Holzmueller also has competed since 2010 with the Great Lakes Adaptive Sports Association, an organization with swimming, running and hockey competitions for people with disabilities. But Birdy said Holzmueller always wanted to challenge himself against able-bodied competitors.
That didn't change when it was time to look at colleges. He emailed various schools and scheduled visits with any coach who emailed him back. He considered participating at a club level, but he said he benefits greatly from being on a team.
When he visited Beloit, coaches introduced him to the team and treated him like any other prospective athlete.
"He really stood out," Bliese said. "Something about him was special. You could tell immediately he had a passion for running and is very intelligent. I thought, 'This is a kid we would love to work with.' "
"This is new for me. I welcomed it," Beloit cross-country coach Dave Eckburg said. "I (recently) called a prospective athlete with cerebral palsy and he mentioned that he had heard Aaron's story. With Aaron, it's really fun to talk to him. He has a great personality."

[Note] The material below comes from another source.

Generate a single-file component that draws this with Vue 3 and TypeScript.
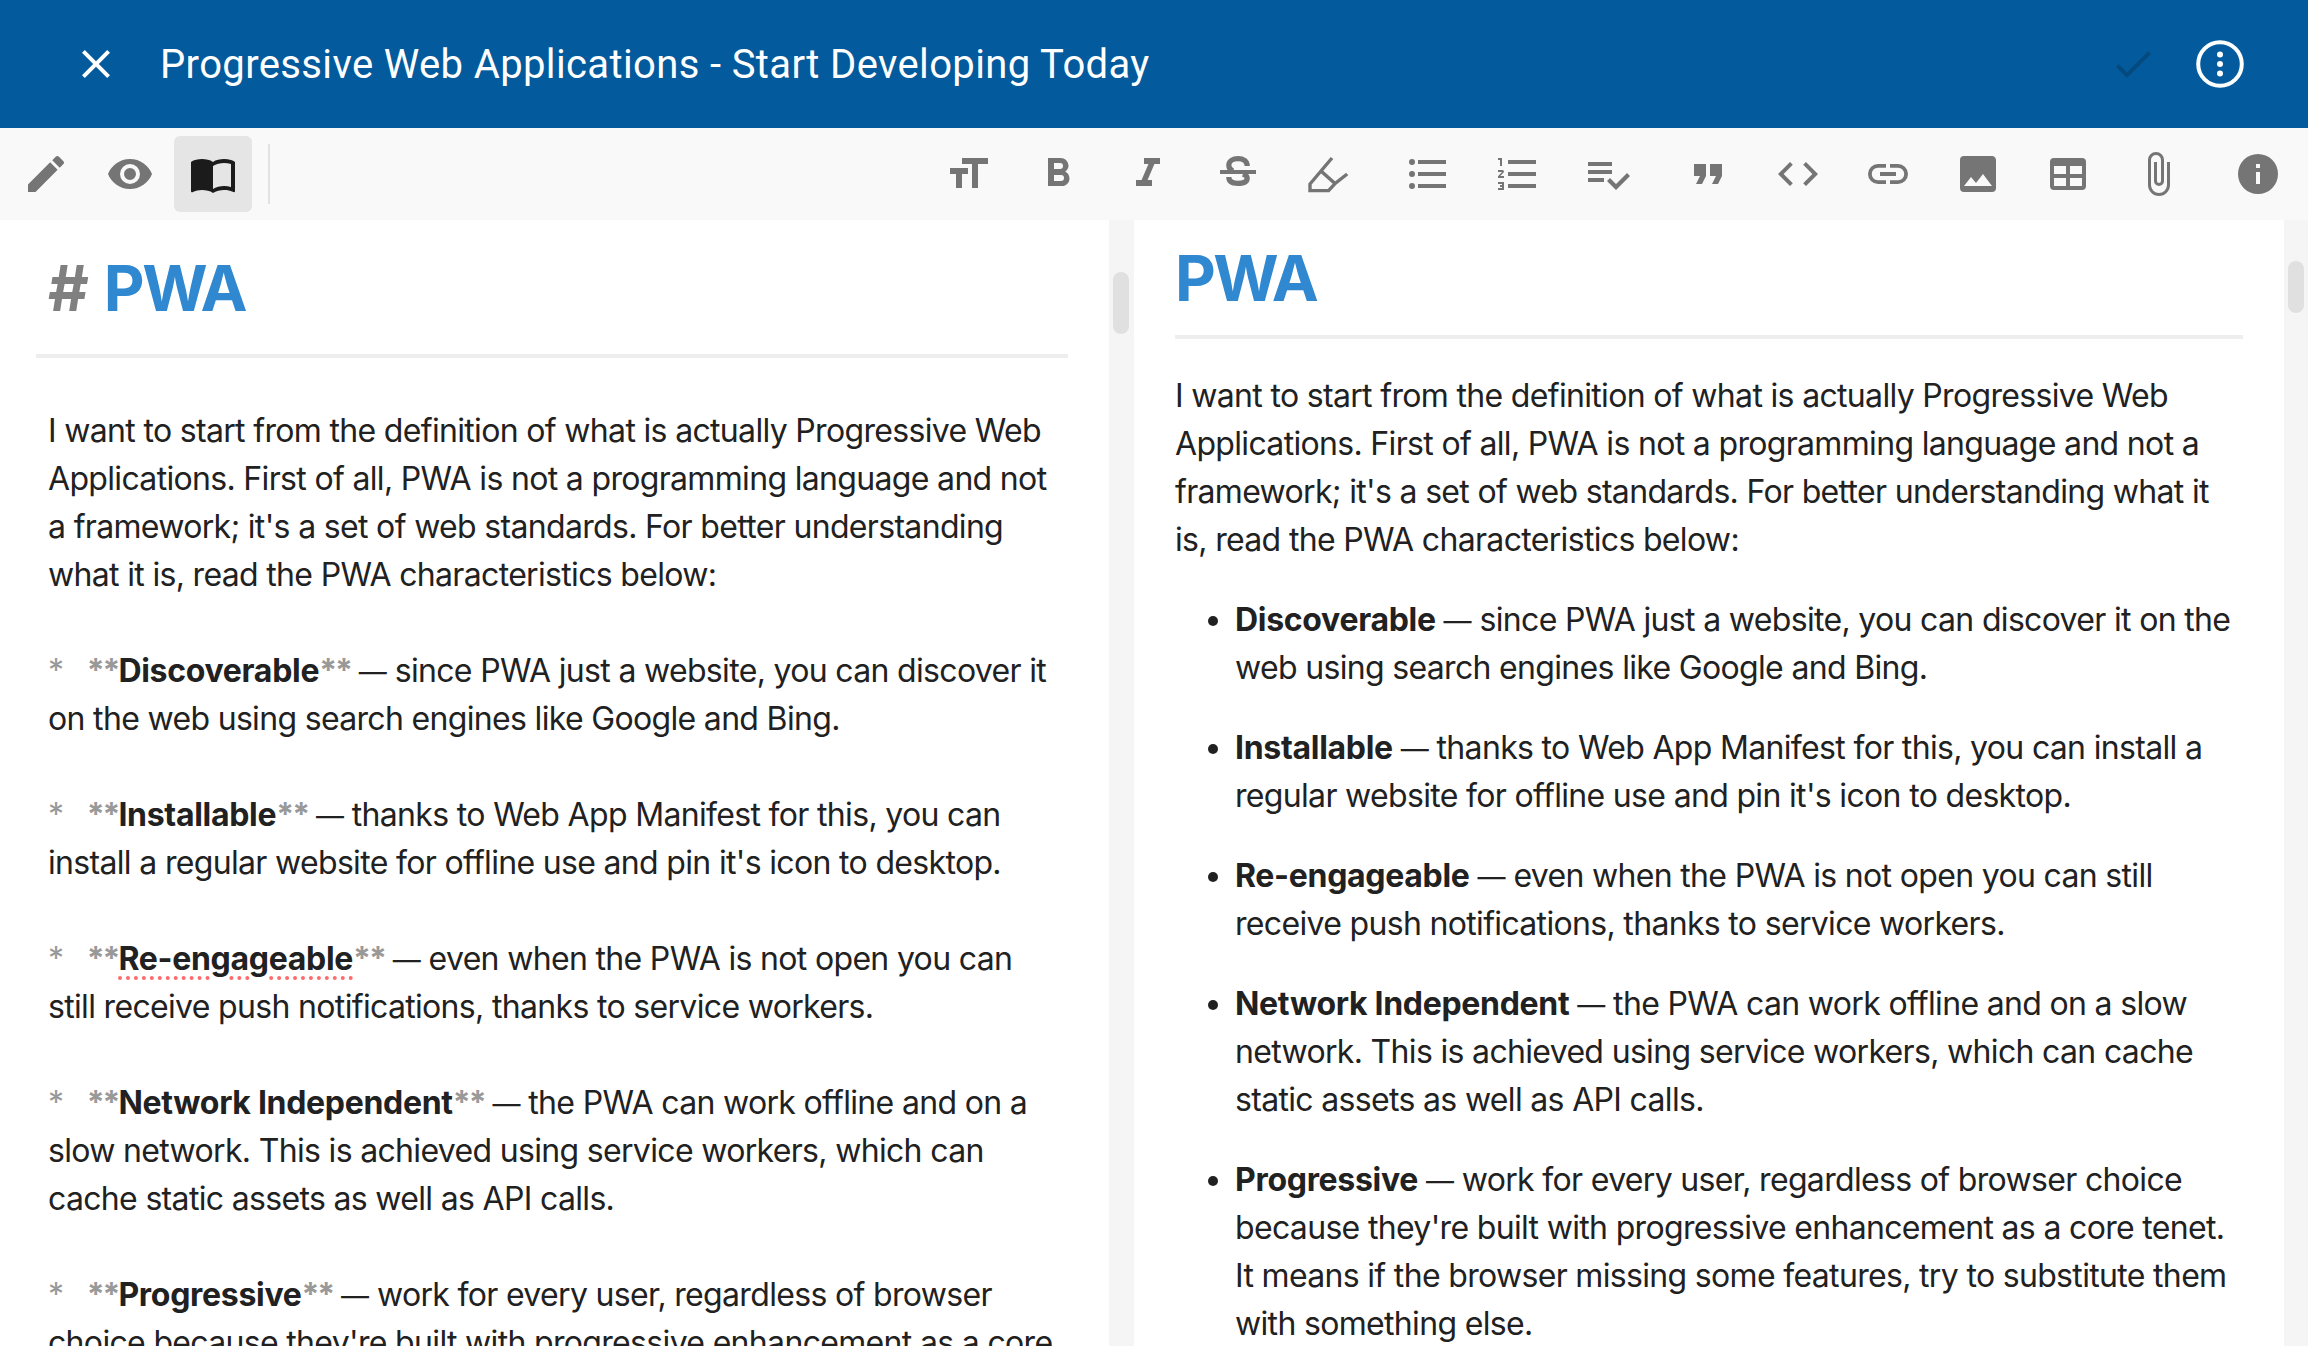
<script setup lang="ts">
interface Item {
  term: string;
  text: string;
  typo?: boolean;
}

const intro =
  "I want to start from the definition of what is actually Progressive Web Applications. First of all, PWA is not a programming language and not a framework; it's a set of web standards. For better understanding what it is, read the PWA characteristics below:";

const items: Item[] = [
  { term: 'Discoverable', text: 'since PWA just a website, you can discover it on the web using search engines like Google and Bing.' },
  { term: 'Installable', text: "thanks to Web App Manifest for this, you can install a regular website for offline use and pin it's icon to desktop." },
  { term: 'Re-engageable', typo: true, text: 'even when the PWA is not open you can still receive push notifications, thanks to service workers.' },
  { term: 'Network Independent', text: 'the PWA can work offline and on a slow network. This is achieved using service workers, which can cache static assets as well as API calls.' },
  { term: 'Progressive', text: "work for every user, regardless of browser choice because they're built with progressive enhancement as a core tenet. It means if the browser missing some features, try to substitute them with something else." },
];

const modeIcons = [
  { name: 'edit', d: 'M20.71,7.04C21.1,6.65 21.1,6 20.71,5.63L18.37,3.29C18,2.9 17.35,2.9 16.96,3.29L15.12,5.12L18.87,8.87M3,17.25V21H6.75L17.81,9.93L14.06,6.18L3,17.25Z' },
  { name: 'preview', d: 'M12,9A3,3 0 0,0 9,12A3,3 0 0,0 12,15A3,3 0 0,0 15,12A3,3 0 0,0 12,9M12,17A5,5 0 0,1 7,12A5,5 0 0,1 12,7A5,5 0 0,1 17,12A5,5 0 0,1 12,17M12,4.5C7,4.5 2.73,7.61 1,12C2.73,16.39 7,19.5 12,19.5C17,19.5 21.27,16.39 23,12C21.27,7.61 17,4.5 12,4.5Z' },
  { name: 'split', active: true, d: 'M21,5C19.89,4.65 18.67,4.5 17.5,4.5C15.55,4.5 13.45,4.9 12,6C10.55,4.9 8.45,4.5 6.5,4.5C4.55,4.5 2.45,4.9 1,6V20.65C1,20.9 1.25,21.15 1.5,21.15C1.6,21.15 1.65,21.1 1.75,21.1C3.1,20.45 5.05,20 6.5,20C8.45,20 10.55,20.4 12,21.5C13.35,20.65 15.8,20 17.5,20C19.15,20 20.85,20.3 22.25,21.05C22.35,21.1 22.4,21.1 22.5,21.1C22.75,21.1 23,20.85 23,20.6V6C22.4,5.55 21.75,5.25 21,5M21,18.5C19.9,18.15 18.7,18 17.5,18C15.8,18 13.35,18.65 12,19.5V8C13.35,7.15 15.8,6.5 17.5,6.5C18.7,6.5 19.9,6.65 21,7V18.5Z' },
];

// these two are drawn from lines, the rest are filled
const strikeIcon = 'M16.6 8C16.6 5.5 14.6 4.3 12 4.3C9.4 4.3 7.4 5.5 7.4 7.6C7.4 9 8.2 10 9.5 10.6M14.5 12C16 12.6 16.6 13.3 16.6 14C16.6 16 14.6 16.7 12 16.7C9.4 16.7 7.4 15.8 7.4 13.5';
const markerIcon = 'M14 4L8.5 10.5L15.5 16.8L21.6 12M8.5 10.5L3 17V20.3H12.3L15.5 16.8';

const formatGroups = [
  [
    'M3,12H6V19H9V12H12V9H3M9,4V7H14V19H17V7H22V4H9Z',
    'M13.5,15.5H10V12.5H13.5A1.5,1.5 0 0,1 15,14A1.5,1.5 0 0,1 13.5,15.5M10,6.5H13A1.5,1.5 0 0,1 14.5,8A1.5,1.5 0 0,1 13,9.5H10M15.6,10.79C16.57,10.11 17.25,9 17.25,8C17.25,5.74 15.5,4 13.25,4H7V18H14.04C16.14,18 17.75,16.3 17.75,14.21C17.75,12.69 16.89,11.39 15.6,10.79Z',
    'M10,4V7H12.21L8.79,15H6V18H14V15H11.79L15.21,7H18V4H10Z',
    strikeIcon,
    markerIcon,
  ],
  [
    'M7,5H21V7H7V5M7,13V11H21V13H7M4,4.5A1.5,1.5 0 0,1 5.5,6A1.5,1.5 0 0,1 4,7.5A1.5,1.5 0 0,1 2.5,6A1.5,1.5 0 0,1 4,4.5M4,10.5A1.5,1.5 0 0,1 5.5,12A1.5,1.5 0 0,1 4,13.5A1.5,1.5 0 0,1 2.5,12A1.5,1.5 0 0,1 4,10.5M7,19V17H21V19H7M4,16.5A1.5,1.5 0 0,1 5.5,18A1.5,1.5 0 0,1 4,19.5A1.5,1.5 0 0,1 2.5,18A1.5,1.5 0 0,1 4,16.5Z',
    'M7,13V11H21V13H7M7,19V17H21V19H7M7,7V5H21V7H7M3,8V5H2V4H4V8H3M2,17V16H5V20H2V19H4V18.5H3V17.5H4V17H2M4.25,10A0.75,0.75 0 0,1 5,10.75C5,10.95 4.92,11.14 4.79,11.27L3.12,13H5V14H2V13.08L4,11H2V10H4.25Z',
    'M14,10H2V12H14V10M14,6H2V8H14V6M2,16H10V14H2V16M21.5,11.5L23,13L16,20L11.5,15.5L13,14L16,17L21.5,11.5Z',
  ],
  [
    'M14,17H17L19,13V7H13V13H16M6,17H9L11,13V7H5V13H8L6,17Z',
    'M14.6,16.6L19.2,12L14.6,7.4L16,6L22,12L16,18L14.6,16.6M9.4,16.6L4.8,12L9.4,7.4L8,6L2,12L8,18L9.4,16.6Z',
    'M3.9,12C3.9,10.29 5.29,8.9 7,8.9H11V7H7A5,5 0 0,0 2,12A5,5 0 0,0 7,17H11V15.1H7C5.29,15.1 3.9,13.71 3.9,12M8,13H16V11H8V13M17,7H13V8.9H17C18.71,8.9 20.1,10.29 20.1,12C20.1,13.71 18.71,15.1 17,15.1H13V17H17A5,5 0 0,0 22,12A5,5 0 0,0 17,7Z',
    'M8.5,13.5L11,16.5L14.5,12L19,18H5M21,19V5C21,3.89 20.1,3 19,3H5A2,2 0 0,0 3,5V19A2,2 0 0,0 5,21H19A2,2 0 0,0 21,19Z',
    'M5,4H19A2,2 0 0,1 21,6V18A2,2 0 0,1 19,20H5A2,2 0 0,1 3,18V6A2,2 0 0,1 5,4M5,8V12H11V8H5M13,8V12H19V8H13M5,14V18H11V14H5M13,14V18H19V14H13Z',
    'M16.5,6V17.5A4,4 0 0,1 12.5,21.5A4,4 0 0,1 8.5,17.5V5A2.5,2.5 0 0,1 11,2.5A2.5,2.5 0 0,1 13.5,5V15.5A1,1 0 0,1 12.5,16.5A1,1 0 0,1 11.5,15.5V6H10V15.5A2.5,2.5 0 0,0 12.5,18A2.5,2.5 0 0,0 15,15.5V5A4,4 0 0,0 11,1A4,4 0 0,0 7,5V17.5A5.5,5.5 0 0,0 12.5,23A5.5,5.5 0 0,0 18,17.5V6H16.5Z',
  ],
  ['M13,9H11V7H13M13,17H11V11H13M12,2A10,10 0 0,0 2,12A10,10 0 0,0 12,22A10,10 0 0,0 22,12A10,10 0 0,0 12,2Z'],
];
</script>

<template>
  <div class="app">
    <header class="topbar">
      <svg class="icon close" viewBox="0 0 24 24">
        <path d="M19,6.41L17.59,5L12,10.59L6.41,5L5,6.41L10.59,12L5,17.59L6.41,19L12,13.41L17.59,19L19,17.59L13.41,12L19,6.41Z" />
      </svg>
      <h1 class="title">Progressive Web Applications - Start Developing Today</h1>
      <svg class="icon check" viewBox="0 0 24 24">
        <path d="M21,7L9,19L3.5,13.5L4.91,12.09L9,16.17L19.59,5.59L21,7Z" />
      </svg>
      <svg class="icon more" viewBox="0 0 48 48">
        <circle class="more-ring" cx="24" cy="24" r="21.8" />
        <circle cx="24" cy="14.5" r="3" />
        <circle cx="24" cy="24" r="3" />
        <circle cx="24" cy="33.5" r="3" />
      </svg>
    </header>

    <nav class="toolbar">
      <div class="modes">
        <button v-for="m in modeIcons" :key="m.name" class="mode" :class="{ active: m.active }">
          <svg class="icon" viewBox="0 0 24 24"><path :d="m.d" /></svg>
        </button>
      </div>
      <span class="divider"></span>
      <div class="formats">
        <div v-for="(group, g) in formatGroups" :key="g" class="group">
          <button v-for="d in group" :key="d" class="tool">
            <svg
              class="icon"
              :class="{ marker: d === markerIcon, strike: d === strikeIcon }"
              viewBox="0 0 24 24"
            >
              <rect v-if="d === strikeIcon" x="3" y="10" width="18" height="2" />
              <path :d="d" />
            </svg>
          </button>
        </div>
      </div>
    </nav>

    <main class="editor">
      <section class="pane source">
        <h2 class="src-heading"><span class="hash">#</span> PWA</h2>
        <p class="src-text">{{ intro }}</p>
        <p v-for="item in items" :key="item.term" class="src-text"><span class="mark">{{ '*   ' }}</span><span class="mark bold">**</span><strong :class="{ typo: item.typo }">{{ item.term }}</strong><span class="mark bold">**</span><span class="dash">{{ ' — ' }}</span>{{ item.text }}</p>
      </section>
      <div class="track"><span class="thumb"></span></div>

      <section class="pane preview">
        <h2 class="heading">PWA</h2>
        <p>{{ intro }}</p>
        <ul>
          <li v-for="item in items" :key="item.term"><strong>{{ item.term }}</strong><span class="dash">{{ ' — ' }}</span>{{ item.text }}</li>
        </ul>
      </section>
      <div class="track right"><span class="thumb"></span></div>
    </main>
  </div>
</template>

<style>
html,
body {
  margin: 0;
  height: 100%;
  overflow: hidden;
  background: #fff;
}
</style>

<style scoped>
.app {
  display: flex;
  flex-direction: column;
  height: 1346px;
  overflow: hidden;
  font-family: Inter, "Liberation Sans", sans-serif;
  color: #212121;
}

.icon {
  display: block;
  width: 48px;
  height: 48px;
  fill: #757575;
}

.icon.marker path,
.icon.strike path {
  fill: none;
  stroke: #757575;
}

.icon.marker path {
  stroke-width: 1.7;
}

.icon.strike path {
  stroke-width: 2.6;
}

.topbar {
  flex: none;
  display: flex;
  align-items: center;
  height: 128px;
  padding: 0 64px 0 72px;
  background: #035a9c;
}

.close {
  fill: #fff;
}

.title {
  flex: 1;
  margin: 0 0 0 40px;
  font-family: Roboto, sans-serif;
  font-size: 40px;
  font-weight: 400;
  letter-spacing: 0.37px;
  color: #fff;
}

.check {
  fill: #044a7f;
  margin-right: 39px;
}

.more {
  fill: #fff;
}

.more-ring {
  fill: none;
  stroke: #fff;
  stroke-width: 4;
}

.toolbar {
  flex: none;
  display: flex;
  align-items: center;
  height: 92px;
  padding: 0 26px 0 22px;
  background: #f9f9f9;
}

.modes {
  display: flex;
  gap: 35.5px;
}

button {
  display: flex;
  align-items: center;
  justify-content: center;
  padding: 0;
  border: 0;
  background: none;
}

.mode {
  width: 48px;
  height: 76px;
  border-radius: 6px;
}

.mode.active {
  width: 78px;
  margin: 0 -15px;
  background: #e5e5e5;
}

.mode.active .icon {
  fill: #1b1b1b;
}

.divider {
  width: 2px;
  height: 60px;
  margin-left: 31px;
  background: #e3e3e3;
}

.formats {
  display: flex;
  gap: 10px;
  margin-left: auto;
}

.group {
  display: flex;
}

.tool {
  width: 90px;
  height: 48px;
}

.group:last-child .tool {
  width: 48px;
  margin-left: 21px;
}

.editor {
  flex: 1;
  display: flex;
  min-height: 0;
}

.pane {
  box-sizing: border-box;
  font-size: 32px;
  line-height: 48px;
  font-weight: 370;
  letter-spacing: -0.67px;
}

.source {
  width: 1109px;
  padding: 29px 41px 0 36px;
}

.src-heading {
  margin: 0 0 49px;
  padding: 0 0 27px 12px;
  border-bottom: 4px solid #eee;
  font-size: 63px;
  line-height: 78px;
  font-weight: 650;
  letter-spacing: -2.5px;
  color: #3088d0;
}

.hash {
  margin-right: 5px;
  color: #808080;
}

.src-text {
  margin: 0 12px 48px 12px;
  white-space: pre-wrap;
}

.mark {
  letter-spacing: -1.1px;
  color: #999;
}

.mark.bold {
  font-weight: 700;
  letter-spacing: -2px;
}

.dash {
  font-size: 28px;
  line-height: 1;
  letter-spacing: 0;
}

strong {
  font-weight: 700;
  letter-spacing: -0.3px;
}

.typo {
  text-decoration: underline dotted #ff6b6b 4px;
  text-underline-offset: 6px;
}

.track {
  flex: none;
  width: 25px;
  padding: 52px 0 0 4px;
  box-sizing: border-box;
  background: #f5f5f5;
}

.track.right {
  width: 24px;
  padding-top: 41px;
}

.thumb {
  display: block;
  width: 16px;
  height: 62px;
  border-radius: 8px;
  background: #e0e0e0;
}

.right .thumb {
  height: 52px;
}

.preview {
  flex: 1;
  min-width: 0;
  padding: 20px 41px 0;
}

.preview p {
  margin: 0 0 32px;
}

.heading {
  margin: 0 0 33px;
  padding: 0 0 19px;
  border-bottom: 4px solid #eee;
  font-size: 63px;
  line-height: 76px;
  font-weight: 650;
  letter-spacing: -2.5px;
  color: #3088d0;
}

ul {
  margin: 0;
  padding: 0 0 0 60px;
}

li {
  margin-bottom: 32px;
}
</style>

Coaches recalled one meet in Myrtle Beach, S.C., when Holzmueller was last to make his way around the track, and the entire crowd, including athletes and coaches, cheered him on to the finish.
"I try to let our kids know it's a privilege to be on a college team, to have the health and the ability to work in a physical setting, (that) they should relish that," Bliese said. "They see Aaron and it humbles them and motivates them."
Holzmueller said previous coaches would tell his teammates they couldn't quit until he tired. And that usually took a while.
"I just enjoy trying to improve my times and being the best I can be," he said. "Even though you're running against other people, you're running to do your personal best in your distance."